Bob Golfen  |  Posted September 18, 2012   Las Vegas, NV
The 1970 Chevelle LS6 coupe selling in Las Vegas is painted a luscious Black Cherry. (Photo: Barrett-Jackson)
The 1970 Chevy Chevelle SS LS6 is one of the most storied products of the muscle-car era and a fitting punctuation point for a decade of booming V8 power and audacious style. The most powerful Chevelle ever was available for just one year, a crowning achievement for the performance guys haunting the development labs at General Motors.

At GM, the watershed year of 1970 brought together the ingredients that resulted in such things as the LS6, when muscle-car style and engine technology joined up for a final blast down the quarter mile before emission controls and insurance rates forced a taming of the beasts. The 1970 LS6, with its race-bred 454cid V8, has long been recognized as a significant collector car, commanding strong values for its roaring performance and styling refinement.

This black-and-white 1970 Chevelle SS LS6 re-creation with its mighty 454 engine is one of two coupes selling Saturday at Barrett-Jackson. (Photo: Barrett-Jackson)
There have been some Chevelle LS6 stars at past Barrett-Jackson auctions, and two more have surfaced for the Las Vegas sale, one the genuine article and the other a re-creation. First up is a glossy-black coupe with white stripes (Lot #655) that has been meticulously restored as a re-creation LS6, fitted with the classic 454cid big block V8, 4-speed M22 Rock Crusher manual transmission, the SS gauge package and power disc brakes. With its black vinyl top and black interior, including original bucket seats and console, the Chevelle is described by its owner as in “great condition, inside and out.”

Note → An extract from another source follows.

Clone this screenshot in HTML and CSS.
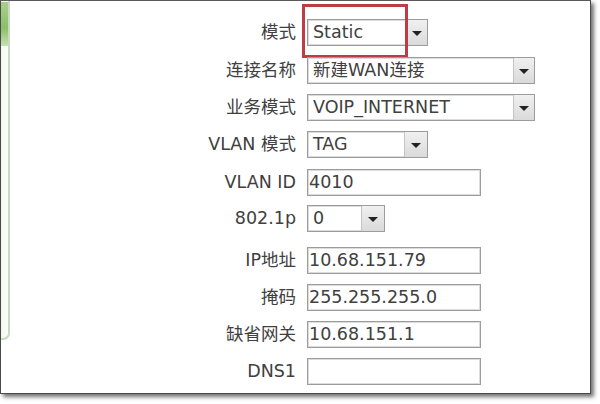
FILE: index.html
```html
<!DOCTYPE html>
<html>
<head>
<meta charset="utf-8">
<link rel="stylesheet" href="styles.css">
</head>
<body>
<div class="frame">
  <div class="side"><div class="side-top"></div></div>
  <div class="form">
    <div class="label">模式</div>
    <div class="cell">
      <div class="sel w121"><span class="val">Static</span><span class="arrow"></span></div>
      <div class="highlight"></div>
    </div>

    <div class="label">连接名称</div>
    <div class="cell"><div class="sel w228"><span class="val">新建WAN连接</span><span class="arrow"></span></div></div>

    <div class="label">业务模式</div>
    <div class="cell"><div class="sel w228"><span class="val">VOIP_INTERNET</span><span class="arrow"></span></div></div>

    <div class="label">VLAN 模式</div>
    <div class="cell"><div class="sel w121"><span class="val">TAG</span><span class="arrow wide"></span></div></div>

    <div class="label">VLAN ID</div>
    <div class="cell"><div class="inp">4010</div></div>

    <div class="label">802.1p</div>
    <div class="cell"><div class="sel w78"><span class="val">0</span><span class="arrow wide"></span></div></div>

    <div class="label">IP地址</div>
    <div class="cell"><div class="inp">10.68.151.79</div></div>

    <div class="label">掩码</div>
    <div class="cell"><div class="inp">255.255.255.0</div></div>

    <div class="label">缺省网关</div>
    <div class="cell"><div class="inp">10.68.151.1</div></div>

    <div class="label">DNS1</div>
    <div class="cell"><div class="inp"></div></div>
  </div>
</div>
</body>
</html>
```
FILE: styles.css
```css
html, body {
  margin: 0;
  padding: 0;
  background: #ffffff;
}
body {
  width: 600px;
  height: 404px;
  overflow: hidden;
  font-family: "DejaVu Sans", "Noto Sans CJK SC", sans-serif;
  color: #404040;
}
.frame {
  width: 589px;
  height: 392px;
  border: 1px solid #4a4a4a;
  border-top-color: #5a5a5a;
  background: #fff;
  box-shadow: 3px 3px 4px rgba(0,0,0,0.55);
  display: flex;
  align-items: flex-start;
}
.side {
  width: 7px;
  height: 337px;
  border-right: 2px solid #cbd9c3;
  border-bottom: 2px solid #cbd9c3;
  border-bottom-right-radius: 7px;
  background: linear-gradient(to right, #f3f8ef, #ffffff);
}
.side-top {
  height: 44px;
  margin-top: 1px;
  background: linear-gradient(to bottom, #a9cf8c, #8cbf69 60%, #c9e0b6);
}
.form {
  display: grid;
  grid-template-columns: 286px auto;
  column-gap: 11px;
  grid-template-rows: 38px 37px 37px 38px 36px 42px 37px 37px 37px 37px;
  padding-top: 18px;
  align-items: start;
  font-size: 17.5px;
}
.label {
  text-align: right;
  line-height: 27px;
  height: 27px;
  white-space: nowrap;
}
.cell {
  position: relative;
  height: 27px;
}
.sel, .inp {
  box-sizing: border-box;
  height: 27px;
  border: 1px solid #9c9c9c;
  box-shadow: inset 0 0 0 1px #dcdcdc;
  background: #fff;
  display: flex;
  align-items: center;
  white-space: nowrap;
}
.sel .val {
  flex: 1;
  padding-left: 5px;
  line-height: 25px;
}
.w121 { width: 121px; }
.w228 { width: 228px; }
.w78 { width: 78px; }
.arrow {
  width: 20px;
  height: 25px;
  border-left: 1px solid #c4c4c4;
  background: linear-gradient(to bottom, #f0f0f0, #dadada);
  display: flex;
  align-items: center;
  justify-content: center;
}
.arrow.wide { width: 22px; }
.arrow::after {
  content: "";
  width: 0;
  height: 0;
  border-left: 5px solid transparent;
  border-right: 5px solid transparent;
  border-top: 5px solid #222;
  margin-top: 1px;
}
.inp {
  width: 174px;
  padding-left: 1px;
  line-height: 25px;
}
.highlight {
  position: absolute;
  left: -5px;
  top: -15px;
  width: 100px;
  height: 48px;
  border: 3px solid #bd3c45;
  pointer-events: none;
}
```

There’s an orignal Chevelle LS6 selling Saturday (Lot #663), this one painted Black Cherry with an ivory interior, fully restored to factory specs. It also features the original Rock Crusher transmission and Positraction rear.

The power is what makes the 1970 Chevelle LS6 so special. For 1970, General Motors relaxed its longtime rules about putting its biggest engines into intermediate-size cars such as the Chevelle. The LS6 option for the Chevelle hardtop and convertible in 1970 cost just $1,000, but it added the mighty 454cid V8 to the standard SS package. And this big-block engine was very special, boasting a cross-drilled steel-alloy crank, forged aluminum pistons and modified cylinder heads with huge intake and exhaust valves.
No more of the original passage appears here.